IDOL MAKERS. Craftsmen made idols of various materials—wood, stone, metal, and pottery. Besides this, there were miniature idols or amulets and scarabs made by jewelers and workers in steatite and semiprecious stones. Because of the value of the metal, idols made of silver or gold might be cast hollow. Those made of bronze or lead might be overlaid with silver or gold. There is, however, a bronze alloy that looks much like gold, and this was prob. not overlaid with a precious metal. Silver and gold were sometimes beaten into thin plates and then fashioned into shape over wooden, stone, or metal idols (Isa 30:22). Occasionally idols were decorated with chains and other jewelry (Isa 40:19).

Small household gods, usually of Astarte, were often made of pottery, either in a press mold or fashioned by hand. Small figurines of Baal were common in Syria, but they were usually cast of a base metal and overlaid with gold foil.

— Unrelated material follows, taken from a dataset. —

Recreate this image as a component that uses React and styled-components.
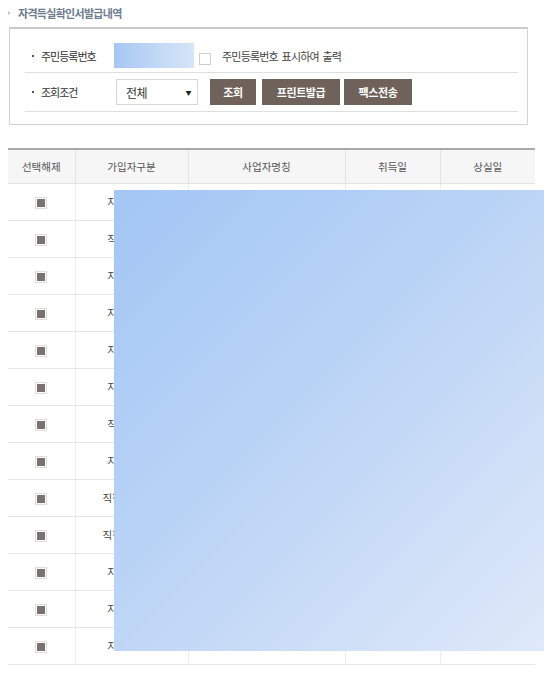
import React from "react";
import styled, { createGlobalStyle } from "styled-components";

const Global = createGlobalStyle`
  html, body { margin: 0; padding: 0; background: #fff; }
  body { font-family: "Noto Sans CJK KR", "Noto Sans", sans-serif; color: #444; }
  * { box-sizing: border-box; }
`;

const Page = styled.div`
  width: 555px;
  padding: 0 20px 0 8px;
`;

const TitleRow = styled.div`
  display: flex;
  align-items: center;
  height: 27px;
`;

const TitleMark = styled.span`
  width: 0;
  height: 0;
  border-top: 2.5px solid transparent;
  border-bottom: 2.5px solid transparent;
  border-left: 3px solid #c4c8cc;
  margin: 0 7px 2px 0;
`;

const Title = styled.h1`
  margin: -2px 0 0;
  font-size: 11px;
  font-weight: 700;
  color: #6d7d8f;
  letter-spacing: -0.7px;
  line-height: 14px;
`;

const SearchBox = styled.div`
  margin-left: 1px;
  width: 519px;
  border: 1px solid #d3d3d3;
  border-top: 2px solid #c9c9c9;
  padding: 12px 9px 12px 15px;
`;

const SearchRow = styled.div`
  display: flex;
  align-items: center;
  padding: ${(p) => p.$pad};
  border-bottom: 1px solid #dedede;
`;

const Label = styled.div`
  width: ${(p) => p.$w}px;
  display: flex;
  align-items: center;
  font-size: 11px;
  color: #333;
  letter-spacing: -1px;
  line-height: 14px;
  &::before {
    content: "";
    width: 2px;
    height: 2px;
    background: #555;
    margin: 0 7px 0 7px;
  }
`;

const ColorInput = styled.div`
  width: 80px;
  height: 25px;
  background: linear-gradient(90deg, #a7c7f3 0%, #c4daf6 60%, #d6e5f8 100%);
`;

const CheckBox = styled.span`
  width: 12px;
  height: 12px;
  border: 1px solid #cfcfcf;
  background: #fff;
  margin: 6px 0 0 5px;
`;

const CheckLabel = styled.span`
  margin-left: 11px;
  font-size: 11px;
  letter-spacing: -0.8px;
  word-spacing: 2px;
  color: #444;
  line-height: 14px;
`;

const Select = styled.div`
  width: 82px;
  height: 26px;
  border: 1px solid #d6d6d6;
  display: flex;
  align-items: center;
  justify-content: space-between;
  padding: 0 6px 0 9px;
  font-size: 12px;
  color: #333;
  letter-spacing: -0.5px;
`;

const Arrow = styled.span`
  font-size: 6px;
  color: #222;
  margin-top: 1px;
`;

const Button = styled.button`
  width: ${(p) => p.$w}px;
  height: 26px;
  padding: 0;
  margin-left: ${(p) => p.$ml}px;
  background: #6f625b;
  color: #fff;
  border: 0;
  font-family: inherit;
  font-size: 11px;
  font-weight: 700;
  letter-spacing: -0.4px;
  line-height: 26px;
`;

const TableWrap = styled.div`
  position: relative;
  margin-top: 23px;
  width: 527px;
`;

const Table = styled.table`
  width: 527px;
  border-collapse: collapse;
  table-layout: fixed;
  border-top: 2px solid #a9a9a9;
`;

const Th = styled.th`
  height: 34px;
  background: #f6f6f6;
  font-weight: 400;
  font-size: 10.5px;
  color: #555;
  border-left: 1px solid #e2e2e2;
  border-bottom: 1px solid #e2e2e2;
  &:first-child { border-left: 0; }
  padding: 0;
`;

const Td = styled.td`
  height: 37px;
  text-align: center;
  font-size: 10.5px;
  color: #444;
  border-left: 1px solid #ececec;
  border-bottom: 1px solid #e6e6e6;
  &:first-child { border-left: 0; }
  padding: 0;
  white-space: nowrap;
  overflow: hidden;
`;

const Mark = styled.span`
  display: inline-block;
  vertical-align: middle;
  width: 12px;
  height: 12px;
  border: 1px solid #e0dcdc;
  padding: 1px;
  &::after {
    content: "";
    display: block;
    width: 8px;
    height: 8px;
    background: #7a7171;
  }
`;

const Faint = styled.span`
  color: #b8c6d8;
`;

const Redact = styled.div`
  position: absolute;
  left: 106px;
  top: 42px;
  width: 430px;
  height: 461px;
  background: linear-gradient(135deg, #a3c6f4 0%, #b7d2f6 40%, #cbddf7 70%, #dfe9f9 100%);
`;

const rows = [
  "지역가입자",
  "직장가입자",
  "지역가입자",
  "지역가입자",
  "지역가입자",
  "지역가입자",
  "직장가입자",
  "지역가입자",
  "직장피부양자",
  "직장피부양자",
  "지역가입자",
  "지역가입자",
  "지역가입자",
];

export default function App() {
  return (
    <Page>
      <Global />
      <TitleRow>
        <TitleMark />
        <Title>자격득실확인서발급내역</Title>
      </TitleRow>
      <SearchBox>
        <SearchRow $pad="2px 0 4px">
          <Label $w={89}>주민등록번호</Label>
          <ColorInput />
          <CheckBox />
          <CheckLabel>주민등록번호 표시하여 출력</CheckLabel>
        </SearchRow>
        <SearchRow $pad="6px 0 6px">
          <Label $w={91}>조회조건</Label>
          <Select>
            <span>전체</span>
            <Arrow>▼</Arrow>
          </Select>
          <Button $w={46} $ml={12}>조회</Button>
          <Button $w={78} $ml={6}>프린트발급</Button>
          <Button $w={68} $ml={4}>팩스전송</Button>
        </SearchRow>
      </SearchBox>
      <TableWrap>
        <Table>
          <colgroup>
            <col style={{ width: 67 }} />
            <col style={{ width: 113 }} />
            <col style={{ width: 157 }} />
            <col style={{ width: 95 }} />
            <col style={{ width: 95 }} />
          </colgroup>
          <thead>
            <tr>
              <Th>선택해제</Th>
              <Th>가입자구분</Th>
              <Th>사업자명칭</Th>
              <Th>취득일</Th>
              <Th>상실일</Th>
            </tr>
          </thead>
          <tbody>
            {rows.map((r, i) => (
              <tr key={i}>
                <Td><Mark /></Td>
                <Td>{r}</Td>
                <Td>{i === 1 ? <Faint>주식회사</Faint> : ""}</Td>
                <Td>{i === 0 ? <Faint>2000.00.00</Faint> : ""}</Td>
                <Td></Td>
              </tr>
            ))}
          </tbody>
        </Table>
        <Redact />
      </TableWrap>
    </Page>
  );
}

Isaiah 44:13 affords a good description of the making of a wooden idol: “The carpenter stretches a line, he marks it out with a pencil; he fashions it with planes, and marks it with a compass; he shapes it into the figure of a man.” The following verse mentions some trees used for idol making—the cedar, the holm, and the oak. It is known that the gods had each his particular sacred tree.

The most famous animal idols in the history of Israel were Aaron’s golden calf of Sinai (Exod 32:2-4) and Jeroboam’s golden calves at Bethel and Dan (1 Kings 12:28, 29). The idols that Ezekiel in vision saw portrayed on a wall of the Temple could hardly have been real; the scene is undoubtedly symbolical (Ezek 8:10).

The NT has nothing to say about idol making.